_What the task asks:_
Return the listing below unchanged, minus its pictures.

------------------------------------------------------------------------

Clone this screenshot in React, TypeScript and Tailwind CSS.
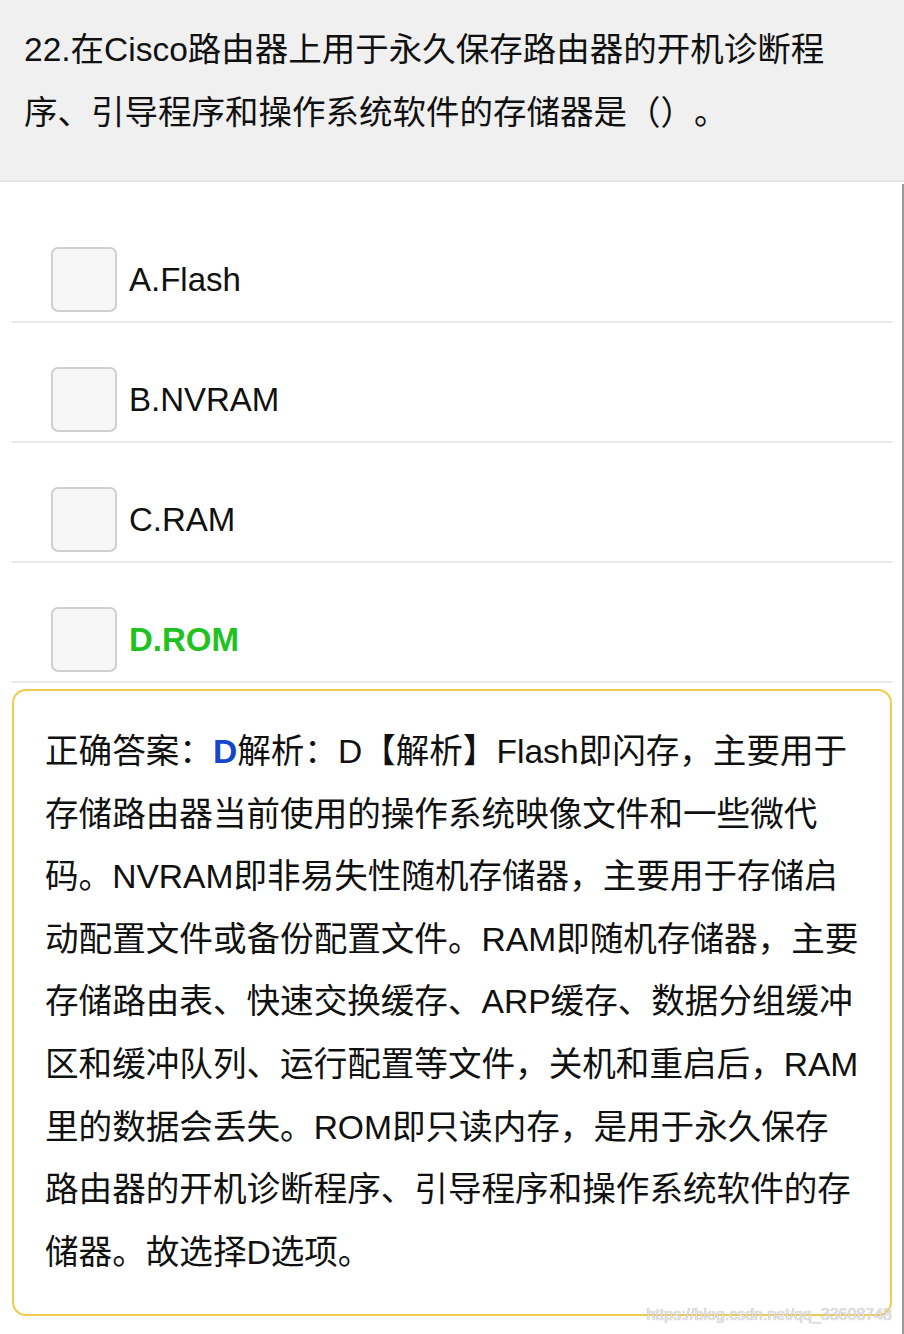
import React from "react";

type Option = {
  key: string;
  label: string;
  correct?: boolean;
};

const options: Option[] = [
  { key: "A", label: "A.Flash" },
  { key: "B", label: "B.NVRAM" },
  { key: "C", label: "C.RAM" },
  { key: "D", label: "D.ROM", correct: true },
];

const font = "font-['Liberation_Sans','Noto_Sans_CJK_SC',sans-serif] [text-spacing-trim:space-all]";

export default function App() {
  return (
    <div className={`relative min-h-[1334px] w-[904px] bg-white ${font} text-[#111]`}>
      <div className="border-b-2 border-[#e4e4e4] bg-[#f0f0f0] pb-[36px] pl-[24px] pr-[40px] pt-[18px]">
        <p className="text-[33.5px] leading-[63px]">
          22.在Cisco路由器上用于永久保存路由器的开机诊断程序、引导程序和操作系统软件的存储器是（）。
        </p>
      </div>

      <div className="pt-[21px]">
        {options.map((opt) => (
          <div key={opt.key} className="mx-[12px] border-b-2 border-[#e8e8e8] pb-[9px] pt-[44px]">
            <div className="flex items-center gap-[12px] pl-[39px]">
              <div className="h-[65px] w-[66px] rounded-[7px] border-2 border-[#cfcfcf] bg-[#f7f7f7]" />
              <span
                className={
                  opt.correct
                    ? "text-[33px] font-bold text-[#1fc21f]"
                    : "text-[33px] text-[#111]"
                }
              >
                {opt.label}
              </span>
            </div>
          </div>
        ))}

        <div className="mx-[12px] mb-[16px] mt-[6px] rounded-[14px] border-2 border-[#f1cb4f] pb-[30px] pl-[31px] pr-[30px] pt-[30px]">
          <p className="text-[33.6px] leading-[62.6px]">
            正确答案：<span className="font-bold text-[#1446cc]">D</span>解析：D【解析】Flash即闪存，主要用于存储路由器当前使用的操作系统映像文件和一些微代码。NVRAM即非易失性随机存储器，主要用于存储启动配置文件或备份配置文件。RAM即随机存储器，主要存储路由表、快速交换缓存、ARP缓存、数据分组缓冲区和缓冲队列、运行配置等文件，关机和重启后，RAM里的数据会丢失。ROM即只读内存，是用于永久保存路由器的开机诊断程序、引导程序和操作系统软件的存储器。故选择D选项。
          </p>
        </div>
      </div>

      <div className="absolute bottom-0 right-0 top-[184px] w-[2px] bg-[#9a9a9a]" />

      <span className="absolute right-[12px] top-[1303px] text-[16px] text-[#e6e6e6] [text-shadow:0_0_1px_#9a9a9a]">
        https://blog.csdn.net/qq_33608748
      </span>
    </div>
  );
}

------------------------------------------------------------------------

_Complete response:_
Clone this screenshot in React, TypeScript and Tailwind CSS.
import React from "react";

type Option = {
  key: string;
  label: string;
  correct?: boolean;
};

const options: Option[] = [
  { key: "A", label: "A.Flash" },
  { key: "B", label: "B.NVRAM" },
  { key: "C", label: "C.RAM" },
  { key: "D", label: "D.ROM", correct: true },
];

const font = "font-['Liberation_Sans','Noto_Sans_CJK_SC',sans-serif] [text-spacing-trim:space-all]";

export default function App() {
  return (
    <div className={`relative min-h-[1334px] w-[904px] bg-white ${font} text-[#111]`}>
      <div className="border-b-2 border-[#e4e4e4] bg-[#f0f0f0] pb-[36px] pl-[24px] pr-[40px] pt-[18px]">
        <p className="text-[33.5px] leading-[63px]">
          22.在Cisco路由器上用于永久保存路由器的开机诊断程序、引导程序和操作系统软件的存储器是（）。
        </p>
      </div>

      <div className="pt-[21px]">
        {options.map((opt) => (
          <div key={opt.key} className="mx-[12px] border-b-2 border-[#e8e8e8] pb-[9px] pt-[44px]">
            <div className="flex items-center gap-[12px] pl-[39px]">
              <div className="h-[65px] w-[66px] rounded-[7px] border-2 border-[#cfcfcf] bg-[#f7f7f7]" />
              <span
                className={
                  opt.correct
                    ? "text-[33px] font-bold text-[#1fc21f]"
                    : "text-[33px] text-[#111]"
                }
              >
                {opt.label}
              </span>
            </div>
          </div>
        ))}

        <div className="mx-[12px] mb-[16px] mt-[6px] rounded-[14px] border-2 border-[#f1cb4f] pb-[30px] pl-[31px] pr-[30px] pt-[30px]">
          <p className="text-[33.6px] leading-[62.6px]">
            正确答案：<span className="font-bold text-[#1446cc]">D</span>解析：D【解析】Flash即闪存，主要用于存储路由器当前使用的操作系统映像文件和一些微代码。NVRAM即非易失性随机存储器，主要用于存储启动配置文件或备份配置文件。RAM即随机存储器，主要存储路由表、快速交换缓存、ARP缓存、数据分组缓冲区和缓冲队列、运行配置等文件，关机和重启后，RAM里的数据会丢失。ROM即只读内存，是用于永久保存路由器的开机诊断程序、引导程序和操作系统软件的存储器。故选择D选项。
          </p>
        </div>
      </div>

      <div className="absolute bottom-0 right-0 top-[184px] w-[2px] bg-[#9a9a9a]" />

      <span className="absolute right-[12px] top-[1303px] text-[16px] text-[#e6e6e6] [text-shadow:0_0_1px_#9a9a9a]">
        https://blog.csdn.net/qq_33608748
      </span>
    </div>
  );
}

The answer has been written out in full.